Александре — 12, Николаю — 8. Александра родилась в Петербурге, на Васильевском острове, а Николай — в Женеве. Последние 5 лет они живут примерно пополам между Швейцарией и Россией. И там, и там в школу ходят, по-русски совершенно нормально говорят, по-французски, может, немножечко хуже. Они очень себя связывают и с Петербургом, и с Женевой. Их поколение уже воспринимает мир глобально и может сказать: мне нравится в России, но я могу поехать поработать в Лондон или в Рио. Хочется, чтобы у них была интересная жизнь, а как конкретно сложится — неизвестно, очень много случайностей влияет на нашу судьбу… И интересную жизнь можно прожить самыми разными способами.
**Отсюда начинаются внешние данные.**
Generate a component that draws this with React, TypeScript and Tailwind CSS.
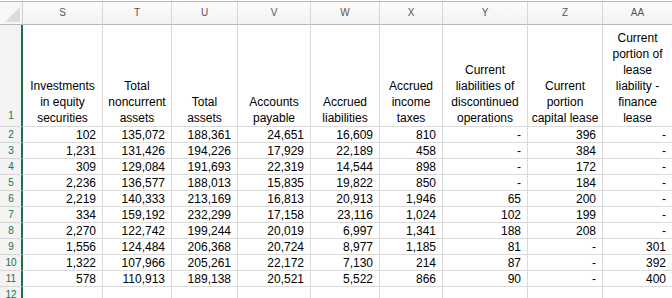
import React from 'react';

const letters = ['S', 'T', 'U', 'V', 'W', 'X', 'Y', 'Z', 'AA'];

const titles: string[][] = [
  ['Investments', 'in equity', 'securities'],
  ['Total', 'noncurrent', 'assets'],
  ['Total', 'assets'],
  ['Accounts', 'payable'],
  ['Accrued', 'liabilities'],
  ['Accrued', 'income', 'taxes'],
  ['Current', 'liabilities of', 'discontinued', 'operations'],
  ['Current', 'portion', 'capital lease'],
  ['Current', 'portion of', 'lease', 'liability -', 'finance', 'lease'],
];

const rows: string[][] = [
  ['102', '135,072', '188,361', '24,651', '16,609', '810', '-', '396', '-'],
  ['1,231', '131,426', '194,226', '17,929', '22,189', '458', '-', '384', '-'],
  ['309', '129,084', '191,693', '22,319', '14,544', '898', '-', '172', '-'],
  ['2,236', '136,577', '188,013', '15,835', '19,822', '850', '-', '184', '-'],
  ['2,219', '140,333', '213,169', '16,813', '20,913', '1,946', '65', '200', '-'],
  ['334', '159,192', '232,299', '17,158', '23,116', '1,024', '102', '199', '-'],
  ['2,270', '122,742', '199,244', '20,019', '6,997', '1,341', '188', '208', '-'],
  ['1,556', '124,484', '206,368', '20,724', '8,977', '1,185', '81', '-', '301'],
  ['1,322', '107,966', '205,261', '22,172', '7,130', '214', '87', '-', '392'],
  ['578', '110,913', '189,138', '20,521', '5,522', '866', '90', '-', '400'],
];

const rowHeadClass =
  'flex items-center justify-center border-r-2 border-b border-r-[#1e7145] border-b-[#d6d6d6] bg-[#f3f3f3] pl-[1px] text-[10px] text-[#1e7145]';
const cellClass = 'border-r border-b border-[#dadada] bg-white';

export default function App() {
  return (
    <div className="h-[298px] w-[672px] overflow-hidden bg-white pt-px font-['Liberation_Sans',Arial,sans-serif] text-[12px] leading-4 text-black">
      <div className="grid grid-cols-[23px_80px_69px_66px_73px_69px_63px_85px_75px_70px] grid-rows-[23px_102px_repeat(11,16px)] border-t border-[#b9b9b9]">
        {/* column letters */}
        <div className="relative border-r border-b border-r-[#cfcfcf] border-b-[#b9b9b9] bg-[#f7f7f7]">
          <svg className="absolute left-[5px] top-[5px]" width="15" height="15" viewBox="0 0 15 15">
            <polygon points="15,0 15,15 0,15" fill="#dcdcdc" />
          </svg>
        </div>
        {letters.map((l) => (
          <div
            key={l}
            className="flex items-center justify-center border-r border-b border-r-[#d6d6d6] border-b-[#b9b9b9] bg-gradient-to-b from-[#fbfbfb] to-[#f3f3f3] text-[10px] text-[#555]"
          >
            {l}
          </div>
        ))}

        {/* row 1: titles */}
        <div className={`${rowHeadClass} !items-end pb-[2px]`}>1</div>
        {titles.map((t, i) => (
          <div key={i} className={`${cellClass} flex flex-col items-center justify-end text-center`}>
            {t.map((line) => (
              <span key={line} className="whitespace-nowrap">
                {line}
              </span>
            ))}
          </div>
        ))}

        {/* data rows */}
        {rows.map((r, ri) => (
          <React.Fragment key={ri}>
            <div className={rowHeadClass}>{ri + 2}</div>
            {r.map((v, ci) => (
              <div key={ci} className={`${cellClass} whitespace-nowrap pr-[6px] text-right`}>
                {v}
              </div>
            ))}
          </React.Fragment>
        ))}

        {/* row 12 */}
        <div className={rowHeadClass}>12</div>
        {letters.map((l) => (
          <div key={l} className={cellClass} />
        ))}
      </div>
    </div>
  );
}
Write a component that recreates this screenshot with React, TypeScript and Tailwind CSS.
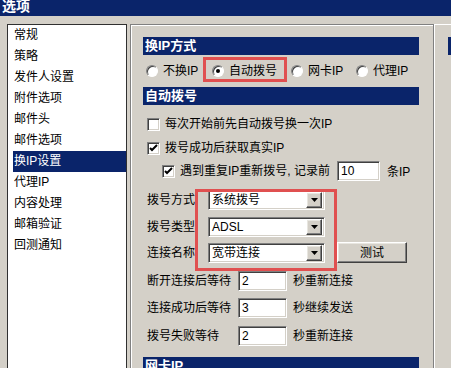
import { ReactNode } from 'react';

const sunken =
  'border border-t-[#808080] border-l-[#808080] border-r-white border-b-white shadow-[inset_1px_1px_0_#404040,inset_-1px_-1px_0_#d4d0c8]';
const raised =
  'border border-t-white border-l-white border-r-[#404040] border-b-[#404040] shadow-[inset_-1px_-1px_0_#808080,inset_1px_1px_0_#e8e6e0] bg-[#d4d0c8]';

const menu = ['常规', '策略', '发件人设置', '附件选项', '邮件头', '邮件选项', '换IP设置', '代理IP', '内容处理', '邮箱验证', '回测通知'];

const Header = ({ children }: { children: ReactNode }) => (
  <div className="h-[18px] w-[276px] bg-[#0a246a] pl-[2px] text-[13px] font-bold leading-[18px] text-white">
    {children}
  </div>
);

const Radio = ({ checked, label, width }: { checked?: boolean; label: string; width: string }) => (
  <div className={`flex items-center ${width}`}>
    <div className="relative flex h-[12px] w-[12px] items-center justify-center rounded-full border border-t-[#808080] border-l-[#808080] border-r-white border-b-white bg-white shadow-[inset_1px_1px_0_#404040]">
      {checked && <div className="h-[4px] w-[4px] rounded-full bg-black" />}
    </div>
    <span className="ml-[5px]">{label}</span>
  </div>
);

const Checkbox = ({ checked }: { checked?: boolean }) => (
  <div className={`flex h-[13px] w-[13px] shrink-0 items-center justify-center bg-white ${sunken}`}>
    {checked && (
      <svg width="9" height="9" viewBox="0 0 9 9">
        <path d="M1 4 L3 6 L8 1" fill="none" stroke="black" strokeWidth="2" />
      </svg>
    )}
  </div>
);

const Select = ({ value }: { value: string }) => (
  <div className={`flex h-[20px] w-[117px] items-center bg-white ${sunken} p-[2px]`}>
    <span className="flex-1 pl-[1px] leading-[16px]">{value}</span>
    <div className={`flex h-[16px] w-[16px] items-center justify-center ${raised}`}>
      <svg width="7" height="4" viewBox="0 0 7 4">
        <path d="M0 0 H7 L3.5 4 Z" fill="black" />
      </svg>
    </div>
  </div>
);

const TextBox = ({ value, width }: { value: string; width: string }) => (
  <div className={`h-[20px] ${width} bg-white ${sunken} pl-[3px] leading-[18px]`}>{value}</div>
);

export default function App() {
  return (
    <div className="h-[368px] w-[451px] overflow-hidden bg-[#d4d0c8] text-[12px] text-black font-['Liberation_Sans','Noto_Sans_CJK_SC',sans-serif]">
      {/* title bar */}
      <div className="h-[16px] bg-[#0a246a] pl-[2px] text-[14px] font-bold leading-[13px] text-white">选项</div>

      <div className="flex h-[352px] pt-[8px]">
        {/* left list */}
        <div className="ml-[7px] h-[360px] w-[120px] border border-[#303030] bg-white">
          {menu.map((m) => (
            <div
              key={m}
              className={`ml-[5px] h-[21px] pl-[1px] leading-[21px] ${m === '换IP设置' ? 'bg-[#0a246a] text-white' : ''}`}
            >
              {m}
            </div>
          ))}
        </div>

        {/* right panel */}
        <div className="ml-[3px] h-[360px] w-[304px] border-l border-r border-t border-[#808080] pl-[12px] pt-[12px] shadow-[inset_1px_1px_0_#fff]">
          <Header>换IP方式</Header>
          <div className="relative flex h-[32px] items-center pl-[3px]">
            <Radio label="不换IP" width="w-[66px]" />
            <Radio label="自动拨号" checked width="w-[79px]" />
            <Radio label="网卡IP" width="w-[65px]" />
            <Radio label="代理IP" width="w-[60px]" />
            <div className="absolute left-[60px] top-[2px] h-[25px] w-[84px] border-[3px] border-[#e05050]" />
          </div>

          <Header>自动拨号</Header>
          <div className="mt-[7px] flex h-[24px] items-center pl-[4px]">
            <Checkbox />
            <span className="ml-[5px]">每次开始前先自动拨号换一次IP</span>
          </div>
          <div className="flex h-[24px] items-center pl-[4px]">
            <Checkbox checked />
            <span className="ml-[5px]">拨号成功后获取真实IP</span>
          </div>
          <div className="flex h-[22px] items-center pl-[19px]">
            <Checkbox checked />
            <span className="ml-[5px] w-[157px] whitespace-nowrap">遇到重复IP重新拨号, 记录前</span>
            <TextBox value="10" width="w-[43px]" />
            <span className="ml-[7px] mt-[2px]">条IP</span>
          </div>

          <div className="relative">
            <div className="mt-[8px] flex h-[20px] items-center pl-[4px]">
              <span className="w-[61px]">拨号方式</span>
              <Select value="系统拨号" />
            </div>
            <div className="mt-[7px] flex h-[20px] items-center pl-[4px]">
              <span className="w-[61px]">拨号类型</span>
              <Select value="ADSL" />
            </div>
            <div className="mt-[5px] flex h-[21px] items-center pl-[4px]">
              <span className="w-[61px]">连接名称</span>
              <Select value="宽带连接" />
              <div className={`ml-[12px] flex h-[21px] w-[70px] items-center justify-center ${raised}`}>测试</div>
            </div>
            <div className="absolute left-[52px] top-[-1px] h-[82px] w-[142px] border-[3px] border-[#e05050]" />
          </div>

          <div className="mt-[8px] flex h-[20px] items-center pl-[4px]">
            <span className="w-[91px]">断开连接后等待</span>
            <TextBox value="2" width="w-[49px]" />
            <span className="ml-[6px]">秒重新连接</span>
          </div>
          <div className="mt-[7px] flex h-[20px] items-center pl-[4px]">
            <span className="w-[91px]">连接成功后等待</span>
            <TextBox value="3" width="w-[49px]" />
            <span className="ml-[6px]">秒继续发送</span>
          </div>
          <div className="mt-[8px] flex h-[20px] items-center pl-[4px]">
            <span className="w-[91px]">拨号失败等待</span>
            <TextBox value="2" width="w-[49px]" />
            <span className="ml-[6px]">秒重新连接</span>
          </div>

          <div className="mt-[11px]">
            <Header>网卡IP</Header>
          </div>
        </div>

        {/* next column */}
        <div className="h-[360px] flex-1 border-l border-t border-white pl-[13px] pt-[12px]">
          <div className="h-[18px] bg-[#0a246a]" />
        </div>
      </div>
    </div>
  );
}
Главное — они очень радостные и счастливые, надеюсь, такими и останутся.

Три слова о себе

Я довольно болтливый человек, много и громко разговариваю. Знаете, Норберта Винера когда-то спросили, кто такой профессор, и он сказал, что это человек, который может без подготовки говорить на любую тему ровно 45 минут. Еще не могу сказать, что я конфликтный, но иногда хочется стукнуть кулаком по столу. Бываю раздражительным, иногда попусту спорю,— я этим недоволен, но плохо контролирую. Еще я умный, наверное. Не дурак, так сказать. Талантливый? Это из другой немножечко области. Можно быть умным в одном смысле и глупым — в другом. Надеюсь, что я неглупый в большинстве смыслов.